Monitoring wells should be designed to monitor all unsaturated soil and rock down to an elevation equal to the bottom elevation of the landfill. Wells can be designed with a single riser screened from just below the well seal to the bottom of the landfill. They can also consist of a well cluster with multiple risers screened across different geologic units, as long as monitoring is provided for every geologic unit between the ground surface and an elevation equal to the bottom of waste in the landfill. Well clusters are valuable for isolating separate distinct permeable zones that would be likely to transmit gas (sand seams, fracture zones, karst features, mine shafts, etc.) interval.

Gas monitoring wells must also be designed to prevent intrusion of atmospheric air into the wells at all times; the cap should have a valved or quick-connect sampling port for the direct attachment of the gas sampling instrument, so that samples may be drawn directly from the well.

Well Locations
The location of gas monitoring wells must be approved by the SWMP, and should be based on a characterization of geologic and hydrologic conditions at the landfill site and on the adjacent land uses.

Subsurface monitoring for methane must be conducted around the perimeter of the disposal area. The solid waste regulations state that the point of compliance for regulatory limits of methane migration is at the landfill property boundary. However, at some sites where the edge of the fill area is far from the property boundary, landfill owners/operators have chosen to locate gas monitoring wells closer to the waste mass to provide early detection so that action can be taken to prevent gas migration from the landfill property.  In these situations, the gas monitoring wells are considered to be points of compliance. Landfill owners/operators will be required to take the actions specified by the SWMP’s Methane Gas Policy dated June 2012 if methane is detected above regulatory limits in the original monitoring wells. The monitoring wells may be relocated to the property boundary as part of the gas migration investigation, with prior approval of the SWMP. If the newly installed wells are in compliance, the owner/operator will not be required to carry out formal corrective actions.  The owner/operator should keep this in mind when choosing gas monitoring well locations.

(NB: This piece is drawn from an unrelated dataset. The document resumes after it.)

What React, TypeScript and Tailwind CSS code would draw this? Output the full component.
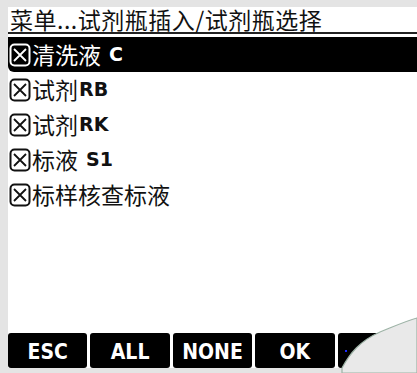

Monitoring wells should be located in areas where gas migration is most likely to occur or to become a threat to the public or the environment. The wells should be located in critical areas such as between the landfill and adjacent buildings and sand or gravel bedded utility lines.

Monitoring locations should be spaced no more than 500 feet apart, with closer spacing depending on the permeability of the ground (the more permeable, the closer the spacing) and on the number of nearby features that could be potentially affected. Gas monitoring wells closer to the waste mass should not be placed directly opposite gas extraction wells on the fill area; monitoring wells may give a falsely low reading if they are in the zone of influence of the extraction well.

Monitoring may not be necessary in areas where the potential for gas migration is low. For example, a stream or a valley may form a natural (hydrologic or topographic) cutoff to prevent the flow of gas through the ground.  However, in these situations, the owner/operator must make a formal written demonstration that a natural cutoff exists, and that demonstration must be approved by the SWMP.

Conclusions
All wells should be designed to minimize air intrusion into the system, which can dilute the sample, making it unrepresentative. Selection of well designs and locations should be based upon what zones are to be monitored. A monitoring well certification record shall be used to report new monitoring well construction. Monitoring well certification record forms can be obtained at http://dnr.mo.gov/forms/index.html  or monitoring well construction can be reported online at https://dnr.mo.gov/mowells/.


References
Farquhar, Grahame, Monitoring and Controlling Methane Gas Migration, course notes presented at April 1993 Sanitary Landfill Design and Management training, offered by the University of Wisconsin, Madison, College of Engineering.
Missouri Department of Natural Resources, Flood Grant Team, An Analysis of Landfill Gas Monitoring Well Design and Construction.